The local human rights watchdog Promo-LEX reported hundreds of election incidents, including group voting, electoral advertising inside polling stations, organized voter transportation, and breaches of voting secrecy.
Bomb threats at several polling stations inside and outside Moldova were reported throughout the day. The incidents occurred in Italy, Romania, Spain, and the United States.
"People want democracy, a European standard of living and peace.

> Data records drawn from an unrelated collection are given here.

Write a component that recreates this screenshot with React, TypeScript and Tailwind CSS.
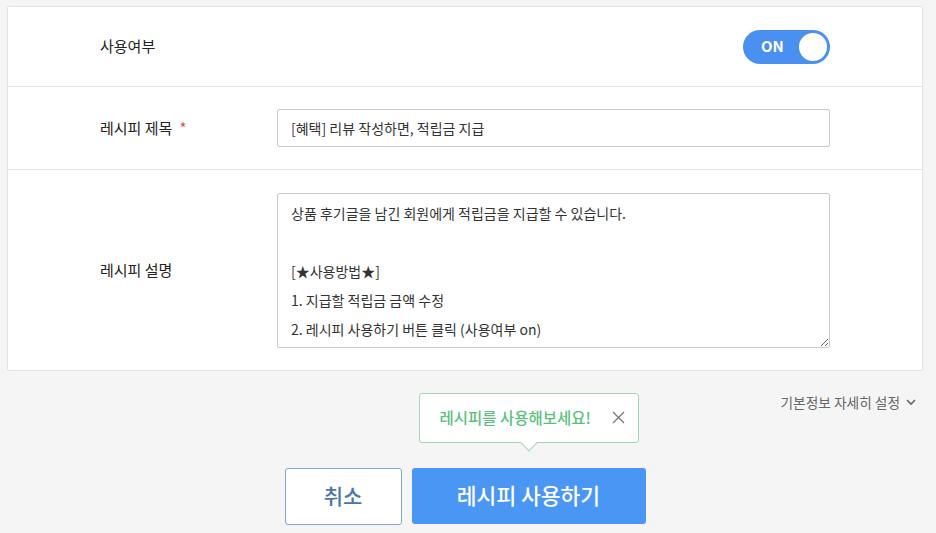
import { useState } from 'react';

const font = { fontFamily: '"Noto Sans CJK KR", "Noto Sans", sans-serif' };

const Row = ({ label, required, children, className }: { label: string; required?: boolean; children: React.ReactNode; className?: string }) => (
  <div className={`flex items-center border-b border-[#e6e6e6] pl-[92px] pr-[92px] last:border-b-0 ${className ?? ''}`}>
    <div className="w-[177px] shrink-0 text-[15px] text-[#222]">
      {label}
      {required && <span className="ml-[7px] text-[#e05050]">*</span>}
    </div>
    <div className="flex flex-1 justify-end">{children}</div>
  </div>
);

export default function App() {
  const [on, setOn] = useState(true);
  const [showTip, setShowTip] = useState(true);

  return (
    <div className="min-h-[533px] w-[936px] bg-[#f5f5f5] pt-[6px]" style={font}>
      <div className="ml-[7px] w-[916px] rounded-[2px] border border-[#e3e3e3] bg-white">
        <Row label="사용여부" className="h-[80px]">
          <button
            onClick={() => setOn(!on)}
            className="flex h-[34px] w-[87px] items-center justify-between rounded-full bg-[#4a90f0] pl-[18px] pr-[1px]"
          >
            <span className="text-[15px] font-bold text-white">ON</span>
            <span className="h-[32px] w-[32px] rounded-full border-2 border-[#4a90f0] bg-white" />
          </button>
        </Row>
        <Row label="레시피 제목" required className="h-[83px]">
          <div className="flex h-[38px] w-full items-center rounded-[2px] border border-[#c9c9c9] px-[13px] text-[14px] text-[#333]">
            [혜택] 리뷰 작성하면, 적립금 지급
          </div>
        </Row>
        <Row label="레시피 설명" className="h-[200px]">
          <textarea
            className="h-[155px] w-full resize-y rounded-[2px] border border-[#c9c9c9] px-[13px] pt-[5px] text-[14px] leading-[29px] text-[#333] outline-none"
            defaultValue={'상품 후기글을 남긴 회원에게 적립금을 지급할 수 있습니다.\n\n[★사용방법★]\n1. 지급할 적립금 금액 수정\n2. 레시피 사용하기 버튼 클릭 (사용여부 on)'}
          />
        </Row>
      </div>

      <div className="mt-[21px] flex justify-end pr-[20px]">
        <div className="flex items-center gap-[6px] text-[13.7px] text-[#666]">
          기본정보 자세히 설정
          <svg width="10" height="7" viewBox="0 0 10 7" fill="none" stroke="#666" strokeWidth="1.6">
            <path d="M1 1l4 4 4-4" />
          </svg>
        </div>
      </div>

      <div className="ml-[7px] mt-[55px] flex w-[916px] justify-center gap-[10px]">
        <button className="h-[57px] w-[117px] rounded-[3px] border border-[#7ea8d8] bg-white text-[21px] font-medium text-[#4a76ad]">
          취소
        </button>
        <div className="relative">
          {showTip && (
            <div className="absolute bottom-[82px] left-1/2 flex h-[50px] w-[220px] -translate-x-1/2 items-center justify-between rounded-[3px] border border-[#9fd8b3] bg-white pl-[20px] pr-[13px]">
              <span className="text-[15.5px] font-medium text-[#5cbf7d]">레시피를 사용해보세요!</span>
              <button onClick={() => setShowTip(false)} className="flex items-center">
                <svg width="13" height="13" viewBox="0 0 13 13" stroke="#777" strokeWidth="1.3">
                  <path d="M1 1l11 11M12 1L1 12" />
                </svg>
              </button>
              <span className="absolute -bottom-[7px] left-1/2 h-[12px] w-[12px] -translate-x-1/2 rotate-45 border-b border-r border-[#9fd8b3] bg-white" />
            </div>
          )}
          <button className="h-[56px] w-[234px] rounded-[3px] bg-[#4a96f5] text-[21.5px] font-medium text-white">레시피 사용하기</button>
        </div>
      </div>
    </div>
  );
}
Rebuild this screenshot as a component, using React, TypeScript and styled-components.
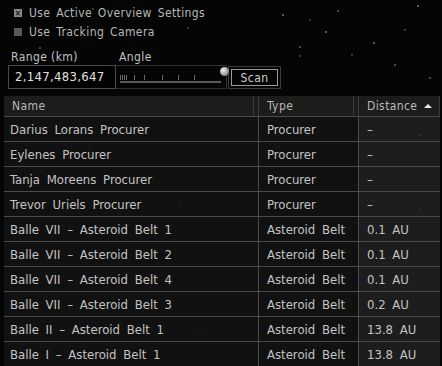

Things that are impossible with Russia," said Watchdog.md, a political think tank based in Chisinau.
"It was a long and hard fight, but Moldovans have proven that they are a people who know how to choose the wheat from the chaff even when bombarded with lies and the most sophisticated manipulations."
The Kremlin has repeatedly accused Moldova of "anti-Russian hysteria" and has denied it is interfering in what Sandu has called the "most consequential election" in her country's history.
Spokesman Dmitry Peskov told reporters in Moscow on September 29 that "hundreds of thousands of Moldovans were deprived of the opportunity to vote in the Russian Federation, due to the fact that only two polling stations were open to them."
But the Organization for Security and Cooperation in Europe (OSCE), which had a mission group on the ground to monitor the proceedings, said the elections were "competitive and offered voters a clear choice between political alternatives, but the process was marred by serious cases of foreign interference, illegal funding, cyberattacks and widespread disinformation."
The stakes were indeed monumental in a vote that was very much seen as a choice between Brussels and Moscow. And neither side made any secrets about who they were backing.
Reaction from the international community was decidedly positive for Moldova remaining on its path toward the EU, with European Council chief Antonio Costa saying the country had chosen a "European future."
Ukraine, which has been coupled with Moldova during the EU accession process so far, also hailed the result, with President Volodymyr Zelenskyy saying the Kremlin "failed to destabilize Moldova even after spending huge, huge resources to undermine it and to corrupt whoever they could."
Chisinau and Brussels are ready to open negotiations on all 33 enlargement chapters. It can go fast as the EU is keen to add at least a few more members both from the Western Balkans and the east before the next European elections in 2029.